Up to three 4-year, fully funded ‘Joint A*STAR – EPSRC DRIVE-Health Studentships’ are available to support PhDs commencing October 2026, covering tuition fees, stipend, and bench fee.
Students recruited to these studentships must spend a minimum of 18 months and a maximum of 24 months at A*STAR Research Institute in Singapore with the named A*STAR supervisor(s) as part of the research and training programme. This is called the “attachment” period, and it will start in their second academic year.
Applications are accepted from citizens of the UK, the EU, the USA, Canada, Latin America, and Australia.
Please read the specific Key Dates and How to Apply sections on this collaboration with A*STAR. Apart from the regular DRIVE-Health entry requirements and application process, A*STAR applicants will have a 2-tier interview process: by a KCL academic panel and a panel from Singapore.

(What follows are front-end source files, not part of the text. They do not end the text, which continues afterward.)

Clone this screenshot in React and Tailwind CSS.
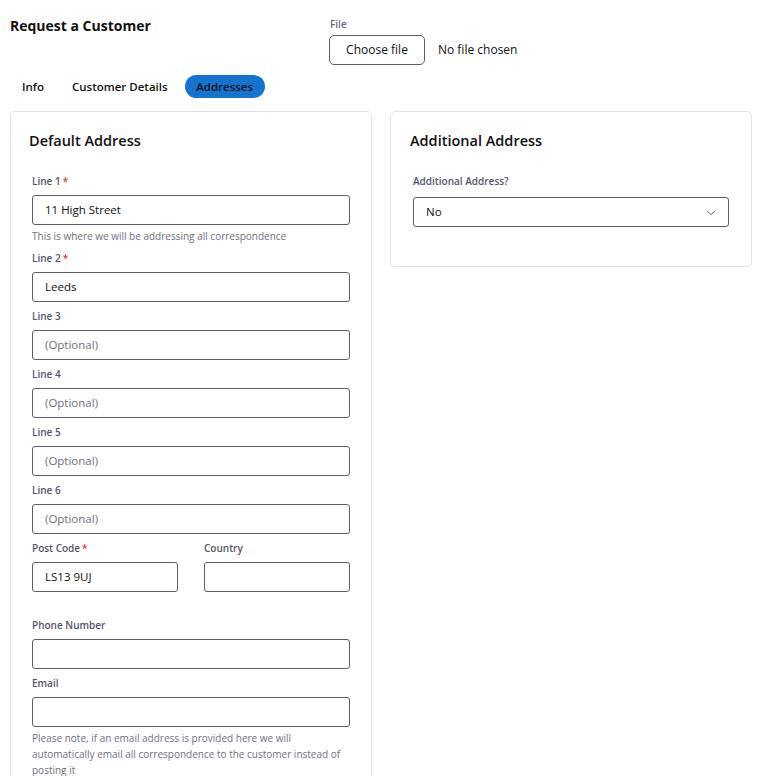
import { ChevronDown } from "lucide-react";

const font = { fontFamily: '"Open Sans", "Liberation Sans", sans-serif' };

function Label({ children, required, className = "mb-[7px]" }) {
  return (
    <div className={`text-[10px] font-semibold text-[#55556a] leading-[13px] ${className}`}>
      {children}
      {required ? <span className="text-[#d93a3a] ml-[2px]">*</span> : null}
    </div>
  );
}

function Field({ label, required, value, placeholder, help, className = "" }) {
  return (
    <div className={className}>
      <Label required={required}>{label}</Label>
      <div className="h-[30px] border border-[#5d5d6b] rounded-[3px] flex items-center pl-[12px] text-[11.5px] text-[#111]">
        {value ? value : <span className="text-[#6f6f7e]">{placeholder}</span>}
      </div>
      {help ? <div className="text-[10px] text-[#70707f] mt-[3px] leading-[16px]">{help}</div> : null}
    </div>
  );
}

export default function App() {
  return (
    <div className="bg-white min-h-screen w-[772px] text-[#111]" style={font}>
      <div className="flex pl-[10px] pt-[17px]">
        <h1 className="text-[14px] font-bold w-[319px] leading-[18px]">Request a Customer</h1>
        <div>
          <div className="text-[10px] font-semibold text-[#6a6a7a] ml-[1px] leading-[12px] mt-[1px]">File</div>
          <div className="flex items-center mt-[5px]">
            <div className="w-[96px] h-[30px] border border-[#5d5d6b] rounded-[5px] flex items-center justify-center text-[12px]">
              Choose file
            </div>
            <span className="ml-[13px] text-[12px]">No file chosen</span>
          </div>
        </div>
      </div>

      <div className="flex items-center pl-[10px] mt-[10px] text-[11.5px] font-semibold">
        <div className="px-[12px] h-[23px] flex items-center">Info</div>
        <div className="px-[15px] h-[23px] flex items-center ml-[1px]">Customer Details</div>
        <div className="h-[23px] flex items-center rounded-full bg-[#1473cf] text-[#111] ml-[2px] w-[80px] justify-center">
          Addresses
        </div>
      </div>

      <div className="flex items-start gap-[18px] pl-[10px] mt-[13px]">
        <div className="w-[362px] border border-[#e3e3e6] rounded-[5px] px-[21px] pt-[20px] pb-[10px]">
          <h2 className="text-[14.5px] font-semibold ml-[-3px] leading-[18px] mb-[25px]">Default Address</h2>
          <div className="flex flex-col gap-[8px]">
            <Field label="Line 1" required value="11 High Street" help="This is where we will be addressing all correspondence" />
            <Field label="Line 2" required value="Leeds" />
            <Field label="Line 3" placeholder="(Optional)" />
            <Field label="Line 4" placeholder="(Optional)" />
            <Field label="Line 5" placeholder="(Optional)" />
            <Field label="Line 6" placeholder="(Optional)" />
            <div className="flex gap-[26px]">
              <Field label="Post Code" required value="LS13 9UJ" className="flex-1" />
              <Field label="Country" className="flex-1" />
            </div>
            <Field label="Phone Number" className="mt-[19px]" />
            <Field
              label="Email"
              help="Please note, if an email address is provided here we will automatically email all correspondence to the customer instead of posting it"
            />
          </div>
        </div>

        <div className="w-[362px] border border-[#e3e3e6] rounded-[5px] px-[22px] pt-[20px] pb-[39px]">
          <h2 className="text-[14.5px] font-semibold ml-[-3px] leading-[18px] mb-[25px]">Additional Address</h2>
          <Label className="mb-[9px]">Additional Address?</Label>
          <div className="h-[30px] border border-[#5d5d6b] rounded-[3px] flex items-center justify-between pl-[12px] pr-[10px] text-[11.5px]">
            <span>No</span>
            <ChevronDown size={14} strokeWidth={1.5} className="text-[#444] mt-[2px]" />
          </div>
        </div>
      </div>
    </div>
  );
}
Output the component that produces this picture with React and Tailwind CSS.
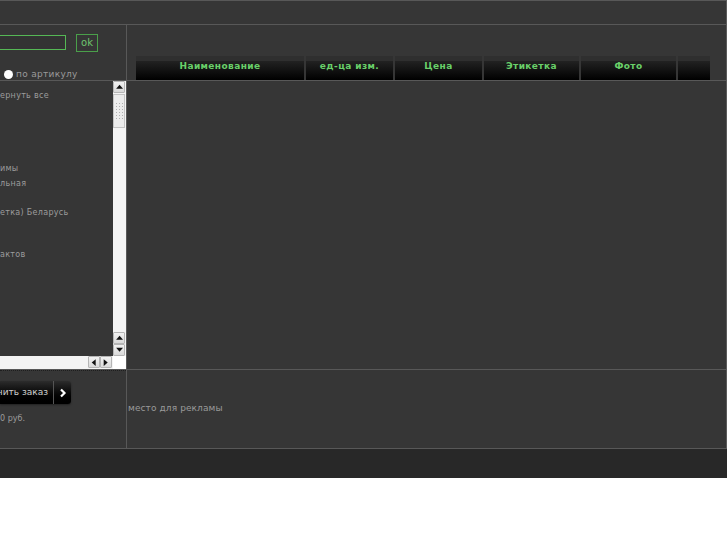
import React from "react";

const headers = [
  { label: "Наименование", w: "w-[168px]" },
  { label: "ед-ца изм.", w: "w-[87px]" },
  { label: "Цена", w: "w-[87px]" },
  { label: "Этикетка", w: "w-[95px]" },
  { label: "Фото", w: "w-[95px]" },
  { label: "", w: "w-[32px]" },
];

const Arrow = ({ dir }) => {
  const pts = {
    up: "1,5 4,1.5 7,5",
    down: "1,1.5 4,5 7,1.5",
    left: "5,1 1.5,4 5,7",
    right: "1.5,1 5,4 1.5,7",
  }[dir];
  return (
    <svg width="8" height="8" viewBox="0 0 7 7">
      <polygon points={pts} fill="#111" />
    </svg>
  );
};

const ScrollBtn = ({ dir }) => (
  <div className="w-[12px] h-[12px] flex items-center justify-center bg-gradient-to-b from-[#f2f2f2] to-[#d9d9d9] border border-[#b5b5b5] rounded-[1px]">
    <Arrow dir={dir} />
  </div>
);

const App = () => {
  return (
    <div
      className="w-[727px] min-h-[545px] bg-white"
      style={{ fontFamily: '"DejaVu Sans", Verdana, sans-serif' }}
    >
      <div className="bg-[#282828] pb-[29px]">
        <div className="w-[727px] bg-[#363636] border-r border-[#5a5a5a]">
          {/* top bar */}
          <div className="h-[25px] border-t border-[#4b4b4b] border-b border-[#585858]" />

          {/* search + header row */}
          <div className="flex h-[56px] border-b border-[#585858]">
            <div className="w-[127px] shrink-0 border-r border-[#585858] overflow-hidden">
              <div className="flex items-start mt-[10px]">
                <input
                  className="w-[80px] h-[15px] -ml-[14px] bg-[#333] border border-[#55b855] outline-none"
                  defaultValue=""
                />
                <button className="ml-[10px] -mt-[1px] w-[22px] h-[18px] border border-[#4a9f4a] bg-[#363636] text-[#6ec46e] text-[10px] leading-none">
                  ok
                </button>
              </div>
              <div className="flex items-center mt-[16px] ml-[4px] gap-[3px]">
                <span className="w-[9px] h-[9px] rounded-full bg-white" />
                <span className="text-[9px] text-[#9a9a9a] tracking-[0.3px]">по артикулу</span>
              </div>
            </div>
            <div className="flex-1 pl-[9px] pt-[31px]">
              <div className="flex gap-[2px]">
                {headers.map((h, i) => (
                  <div
                    key={i}
                    className={`${h.w} h-[24px] flex items-center justify-center pb-[2px] bg-[linear-gradient(to_bottom,#2f2f2f_0,#2f2f2f_5px,#222_5px,#000_100%)] text-[#69d069] text-[9px] font-bold tracking-[0.4px]`}
                  >
                    {h.label}
                  </div>
                ))}
              </div>
            </div>
          </div>

          {/* tree row */}
          <div className="flex h-[289px] border-b border-[#585858]">
            <div className="w-[127px] shrink-0 border-r border-[#585858] flex flex-col">
              <div className="flex flex-1">
                <div className="flex-1 relative text-[8px] text-[#9c9c9c] tracking-[0.3px]">
                  <div className="absolute top-[9px] left-0">ернуть все</div>
                  <div className="absolute top-[82px] left-0">имы</div>
                  <div className="absolute top-[97px] left-0">льная</div>
                  <div className="absolute top-[126px] left-0">етка) Беларусь</div>
                  <div className="absolute top-[168px] left-0">актов</div>
                </div>
                <div className="w-[13px] bg-[#f4f4f4] flex flex-col">
                  <ScrollBtn dir="up" />
                  <div className="w-[12px] h-[34px] mt-[1px] bg-[#ececec] border border-[#c4c4c4] flex items-center justify-center">
                    <div className="grid grid-cols-3 gap-[2px]">
                      {Array.from({ length: 18 }).map((_, i) => (
                        <span key={i} className="w-[1px] h-[1px] bg-[#b0b0b0]" />
                      ))}
                    </div>
                  </div>
                  <div className="flex-1" />
                  <ScrollBtn dir="up" />
                  <ScrollBtn dir="down" />
                </div>
              </div>
              <div className="h-[13px] bg-[#f4f4f4] flex">
                <div className="flex-1 flex justify-end pr-[1px]">
                  <ScrollBtn dir="left" />
                  <ScrollBtn dir="right" />
                </div>
                <div className="w-[13px] bg-white" />
              </div>
            </div>
            <div className="flex-1" />
          </div>

          {/* order row */}
          <div className="flex h-[79px] border-b border-[#585858]">
            <div className="w-[127px] shrink-0 border-r border-[#585858] overflow-hidden">
              <div className="h-[1px] border-t border-dotted border-[#1e1e1e]" />
              <div className="flex h-[23px] mt-[10px] w-[71px] rounded-r-[3px] bg-gradient-to-b from-[#2c2c2c] to-[#000] shadow-[0_1px_2px_rgba(0,0,0,0.4)]">
                <div className="w-[53px] flex items-center justify-end pr-[5px] text-[9px] text-[#cfcfcf] whitespace-nowrap">
                  нить заказ
                </div>
                <div className="w-[1px] bg-[#555]" />
                <div className="flex-1 flex items-center justify-center">
                  <svg width="8" height="10" viewBox="0 0 8 10">
                    <polyline points="2,1.5 5.5,5 2,8.5" fill="none" stroke="#fff" strokeWidth="2.2" />
                  </svg>
                </div>
              </div>
              <div className="mt-[9px] text-[8px] text-[#9c9c9c]">0 руб.</div>
            </div>
            <div className="flex-1 flex items-center pl-[1px] text-[9px] text-[#9a9a9a] tracking-[0.1px]">
              место для рекламы
            </div>
          </div>
        </div>
      </div>
    </div>
  );
};

export default App;
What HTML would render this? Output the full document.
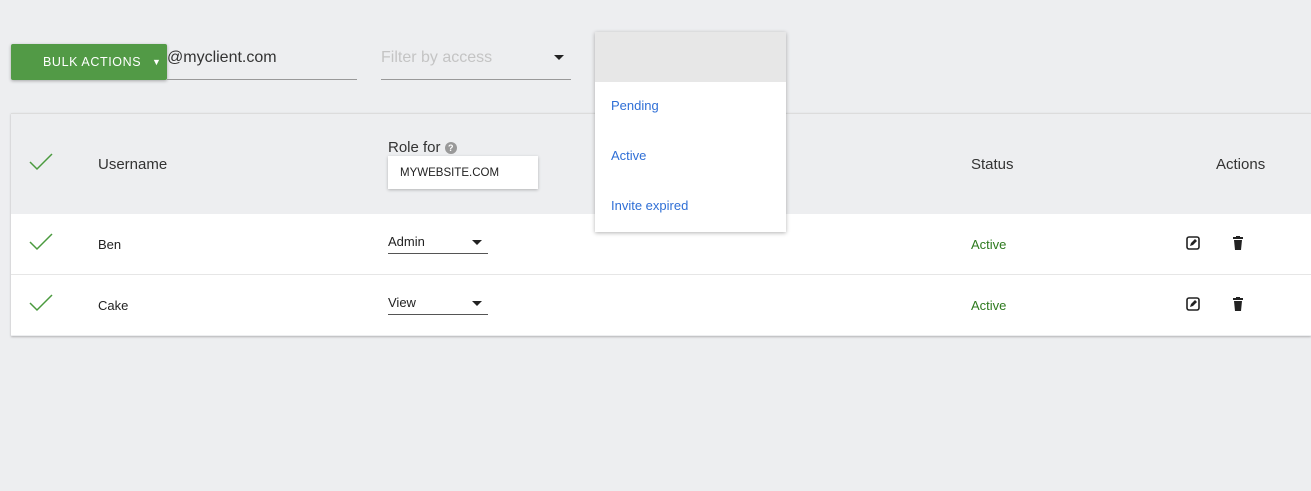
<!DOCTYPE html>
<html><head><meta charset="utf-8"><style>
*{box-sizing:border-box;margin:0;padding:0}
body{width:1311px;height:491px;background:#edeef0;font-family:"Liberation Sans",sans-serif;position:relative;overflow:hidden;color:#333}
.a{position:absolute}
.btn{left:11px;top:44px;width:156px;height:36px;background:#529a46;border-radius:2px;box-shadow:0 1px 3px rgba(0,0,0,.3);color:#fff;font-size:12.5px;letter-spacing:.6px}
.card{left:11px;top:113px;width:1300px;height:223px;border-top:1px solid #dcdcdc;box-shadow:0 1px 2px rgba(0,0,0,.25);background:#edeef0}
.row{position:absolute;left:0;width:1300px;height:60px;background:#fff}
.chk{position:absolute;left:18px}
.sel{position:absolute;left:377px;width:100px;height:20px;border-bottom:1px solid #555;font-size:13px;color:#222}
.sel:after{content:"";position:absolute;right:6px;top:6px;border:5px solid transparent;border-top:5px solid #222;border-bottom:0}
.st{position:absolute;left:960px;font-size:13px;color:#2d7a1e}
</style></head><body>
<div class="a btn"><span class="a" style="left:32px;top:11px">BULK ACTIONS</span><span class="a" style="left:141px;top:13px;font-size:9px">▼</span></div>
<div class="a" style="left:167px;top:49px;font-size:16px;color:#333">@myclient.com</div>
<div class="a" style="left:167px;top:79px;width:190px;height:1px;background:#999"></div>
<div class="a" style="left:381px;top:49px;font-size:16px;color:#c4c4c4">Filter by access</div>
<div class="a" style="left:554px;top:55px;border:5px solid transparent;border-top:5px solid #222;border-bottom:0"></div>
<div class="a" style="left:381px;top:79px;width:190px;height:1px;background:#999"></div>

<div class="a card">
 <svg class="chk" style="top:38px" width="24" height="20" viewBox="0 0 24 20"><path d="M1 10l7 7L23 2" fill="none" stroke="#4a9a3e" stroke-width="1.5"/></svg>
 <div class="a" style="left:87px;top:42px;font-size:15px;color:#333">Username</div>
 <div class="a" style="left:377px;top:25px;font-size:15px;color:#333">Role for <span style="display:inline-block;width:12px;height:12px;border-radius:50%;background:#999;color:#fff;font-size:9px;text-align:center;line-height:12px;font-weight:bold;vertical-align:1px">?</span></div>
 <div class="a" style="left:377px;top:42px;width:150px;height:33px;background:#fff;box-shadow:0 1px 3px rgba(0,0,0,.25);font-size:11.5px;color:#222;padding:11px 0 0 12px">MYWEBSITE.COM</div>
 <div class="a" style="left:960px;top:42px;font-size:15px;color:#333">Status</div>
 <div class="a" style="left:1205px;top:42px;font-size:15px;color:#333">Actions</div>
 <div class="row" style="top:100px">
  <svg class="chk" style="top:18px" width="24" height="20" viewBox="0 0 24 20"><path d="M1 10l7 7L23 2" fill="none" stroke="#4a9a3e" stroke-width="1.5"/></svg>
  <div class="a" style="left:87px;top:23px;font-size:13px;color:#222">Ben</div>
  <div class="sel" style="top:20px">Admin</div>
  <div class="st" style="top:23px">Active</div>
  <svg class="a" style="left:1175px;top:22px" width="14" height="14" viewBox="0 0 14 14"><rect x="1" y="1" width="12" height="12" rx="2" fill="none" stroke="#222" stroke-width="1.6"/><path d="M4 10l1-3 4-4 2 2-4 4z" fill="#222"/></svg>
  <svg class="a" style="left:1221px;top:22px" width="12" height="14" viewBox="0 0 12 14"><rect x="1" y="1" width="10" height="2" fill="#222"/><rect x="4" y="0" width="4" height="2" fill="#222"/><path d="M2 4h8l-1 10H3z" fill="#222"/></svg>
 </div>
 <div class="row" style="top:161px">
  <svg class="chk" style="top:18px" width="24" height="20" viewBox="0 0 24 20"><path d="M1 10l7 7L23 2" fill="none" stroke="#4a9a3e" stroke-width="1.5"/></svg>
  <div class="a" style="left:87px;top:23px;font-size:13px;color:#222">Cake</div>
  <div class="sel" style="top:20px">View</div>
  <div class="st" style="top:23px">Active</div>
  <svg class="a" style="left:1175px;top:22px" width="14" height="14" viewBox="0 0 14 14"><rect x="1" y="1" width="12" height="12" rx="2" fill="none" stroke="#222" stroke-width="1.6"/><path d="M4 10l1-3 4-4 2 2-4 4z" fill="#222"/></svg>
  <svg class="a" style="left:1221px;top:22px" width="12" height="14" viewBox="0 0 12 14"><rect x="1" y="1" width="10" height="2" fill="#222"/><rect x="4" y="0" width="4" height="2" fill="#222"/><path d="M2 4h8l-1 10H3z" fill="#222"/></svg>
 </div>
 <div class="a" style="left:0;top:160px;width:1300px;height:1px;background:#e6e6e6"></div>
</div>

<div class="a" style="left:595px;top:32px;width:191px;height:200px;background:#fff;box-shadow:0 1px 4px rgba(0,0,0,.3)">
 <div style="height:50px;background:#e7e7e7"></div>
 <div class="a" style="left:16px;top:66px;font-size:13px;color:#2f6fd6">Pending</div>
 <div class="a" style="left:16px;top:116px;font-size:13px;color:#2f6fd6">Active</div>
 <div class="a" style="left:16px;top:166px;font-size:13px;color:#2f6fd6">Invite expired</div>
</div>
</body></html>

Our voices are a window into our mental health when combined with powerful artificial intelligence analyses; they contain valuable clues to how well our brain and the speech muscles it controls are working. Already, researchers have been able to assess the severity of health conditions such as depression from speech recordings made in tightly controlled conditions. In the future, the analysis of speech recorded on smartphones in everyday life could meet a large unmet need for convenient, objective tools that monitor symptom severity, increasing access to health services. However, to reliably monitor changes linked to our mental health, we first need to explore how best to develop robust and reliable machine learning models to characterise and track these changes. This project will utilise data resources collected as part of large observational trials on the use of Remote Measurement Technologies (RMT) to monitor changes in health state, for example, to assist in predicting changes in symptoms and relapse in people with major depressive disorder. The supervisory team contains expertise across the domain of speech processing and machine learning, with relevant training opportunities provided through the Department of Biostatistics and Health Informatics and King’s College London. In short, this project represents a unique chance to undertake novel research with leading experts in the field, whose outputs will represent a clear step change in the development of speech phenotype for use in healthcare and research settings.